Another story involves Joe Becker, who survived fighting in World War II’s Battle of Guadalcanal, and then went on to become the father of five, worked a 50-year career as a mail carrier, and also was married 50 years to Patty.
Daughter Tina Moore, of the Darrtown area, said her father, who died in 2003, was a very gentle man who she never saw angry or heard him raise is voice.
“Everybody that knew him loved him,” she said.
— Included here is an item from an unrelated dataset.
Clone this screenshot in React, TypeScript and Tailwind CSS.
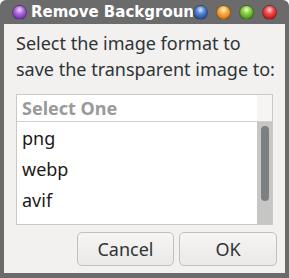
const balls = [
  "bg-[radial-gradient(circle_at_50%_30%,#d9e6ff_0%,#5a86d6_35%,#2a4f9e_75%,#1b3570_100%)]",
  "bg-[radial-gradient(circle_at_50%_30%,#fff2d0_0%,#f8b048_35%,#e07b10_75%,#9a4d05_100%)]",
  "bg-[radial-gradient(circle_at_50%_30%,#eaffd0_0%,#8ed048_35%,#4e9a18_75%,#2e6408_100%)]",
  "bg-[radial-gradient(circle_at_50%_30%,#ffd6d6_0%,#f05050_35%,#c81818_75%,#7e0808_100%)]",
];

function Ball({ cls }: { cls: string }) {
  return (
    <div className={`w-[15px] h-[15px] rounded-full shrink-0 border border-[#3a3a3a]/60 ${cls}`} />
  );
}

const items = ["png", "webp", "avif"];

export default function App() {
  return (
    <div className="w-[289px] h-[278px] bg-white overflow-hidden">
      <div className="w-full h-full bg-[#6b6b6b] rounded-t-[6px] flex flex-col font-['Noto_Sans',sans-serif]">
        {/* title bar */}
        <div className="h-[24px] flex items-center pl-[12px] pr-[12px] shrink-0">
          <Ball cls="bg-[radial-gradient(circle_at_50%_30%,#f0d8ff_0%,#b070e0_35%,#7a34b0_75%,#4a1470_100%)]" />
          <div className="ml-[4px] w-[162px] overflow-hidden whitespace-nowrap text-white font-bold text-[15px] leading-[24px] font-['DejaVu_Sans',sans-serif]">
            Remove Background Image
          </div>
          <div className="ml-auto flex items-center gap-[8px]">
            {balls.map((b, i) => (
              <Ball key={i} cls={b} />
            ))}
          </div>
        </div>

        {/* body */}
        <div className="h-[249px] shrink-0 mx-[4px] bg-[#f2f1f0] flex flex-col px-[12px] pt-[6px] overflow-hidden">
          <p className="text-[18px] leading-[26px] text-[#2e3436] whitespace-nowrap">
            Select the image format to
            <br />
            save the transparent image to:
          </p>

          <div className="mt-[12px] h-[131px] shrink-0 border border-[#cdc7c2] bg-white flex flex-col">
            <div className="h-[27px] shrink-0 border-b border-[#d6d1cd] flex">
              <div className="flex-1 pl-[5px] text-[18px] leading-[26px] font-bold text-[#9a9a9a]">Select One</div>
              <div className="w-[15px] bg-[#f6f5f4]" />
            </div>
            <div className="flex-1 flex min-h-0">
              <div className="flex-1 pl-[5px] pt-[1px]">
                {items.map((it) => (
                  <div key={it} className="h-[31px] leading-[30px] text-[18px] text-[#1a1a1a]">
                    {it}
                  </div>
                ))}
              </div>
              <div className="w-[15px] bg-[#c6c6c4] flex justify-center pt-[4px]">
                <div className="w-[8px] h-[75px] rounded-full bg-[#7c8080]" />
              </div>
            </div>
          </div>

          <div className="mt-[7px] flex justify-end gap-[5px] mr-[-4px]">
            <button className="w-[97px] h-[34px] rounded-[5px] border border-[#c4bfba] bg-[linear-gradient(#f6f5f4,#ebe9e7)] text-[18px] text-[#2e3436]">
              Cancel
            </button>
            <button className="w-[98px] h-[34px] rounded-[5px] border border-[#c4bfba] bg-[linear-gradient(#f6f5f4,#ebe9e7)] text-[18px] text-[#2e3436]">
              OK
            </button>
          </div>
        </div>
      </div>
    </div>
  );
}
He was so completely mild-mannered that she can’t imagine him in the military, she said.
“It’s not something that I would ever expect him to be capable of, but he went to the war because he knew that was his duty, and did his job, and never really spoke about it,” she said. “He didn’t want to talk about it, didn’t want to think about it afterwards, but he did it because he was a man of honor, and he knew that was what he was called to do, and he did his duty for his country.”
Here are the other inductees:
• Dr. Elizabeth E. Fink, who tried several times to enlist in the Army, where she hoped to serve as a nurse. She was refused several times locally because she was so small — about 4-foot-10 and 95 pounds. She eventually took a train as was commissioned as a second lieutenant in the U.S. Army Nursing Corps.
• Joseph Marcum, who served in World War II, earning the rank of captain. He later became a giant in the insurance industry as he grew Ohio Casualty in Hamilton to become an industry leader.
• Nicholas Olivas, son of former Hamilton mayor and vice mayor Adolfo Olivas and Marian Olivas, killed in action in Afghanistan during 2012. He had enlisted in the Army after graduating from Fairfield High School in 2010.
• Russel L. Carr, who served in the military as a heavy truck driver and carbine sharpshooter in Normandy, Northern France, Rhineland and Central Europe. He also participated in liberation of the Dachau Concentration Camp.
• William A. Sackenheim, who parachuted into the D-Day battle and later was in World War II’s Battle of the Bulge. He helped build the veterans’ memorial in Veterans Park. Working with mortar, he was able to estimate range very accurately, according to the Army.
• Army Staff Sgt. Fred E. Brown, killed in Vietnam while in combat as part of the 25th Infantry Division. While saving colleagues, threw himself on an enemy grenade, making the ultimate sacrifice to save some of his soldiers. Recipient of the Distinguished Service Cross.
• Vaden Fitton, served in the Army during the 1950s in Korea, earning a United Nations Service Medal, Korean Service Medal and three Bronze Battle Stars.
• Ralph “Pat” Carruthers, served with the Marines eight years and after serving in the military became a generous philanthoropist was named a 2001 Hamilton Citizen of the Year with his wife, Donna.
• Micky Colligan, a World War II veteran for whom the Michael J. Colligan Fund of the Hamilton Community Foundation was named.
• Marvin Sizemore, a World War II Navy veteran who as a Japanese prisoner of war for three years was forced to work on the Burma/Thai railway, also known as the “death railway.” Of almost 1,800 POWs who worked on the railroad, more than 1,000 died. He later became an Oxford police officer.
• Jack Kirsch, a World War II veteran who was Hamilton city manager for eight years after 18 years as the city’s public works director.
• Bill Wilks, a 1949 Hamilton High School graduate who played basketball and football at Ohio State University and served in the military before starting Wilks Insurance Agency. He now owns about 45 buildings in Hamilton’s German Village neighborhood.
• Robert Watson, who was part of a group of Marines that received a Congressional Gold Medal in 2013 for their service. The Montford Point Marines were the first African-Americans to serve as Marines.
• Grace H. (Klay) Hogan, who served as an Army WAC during World War II. The WACs were the first group of women to receive military service.
• Clarence F. Michael (formerly Michalsky), a German prisoner of war from December 1944 to April 1945. He earned three Bronze Service Stars.
• Harold Edwin Vaughn, a Ross High School graduate who served in the U.S. Navy in the Pacific Theater. After returning home, he built an auction and real estate business.
• John (Jack) Moser, who entered the Army two weeks before Japan surrendered, ending World War II. He served in Europe during the Cold War, most of the time in Vienna. He later became a lawyer in Hamilton and a Butler County Common Pleas judge.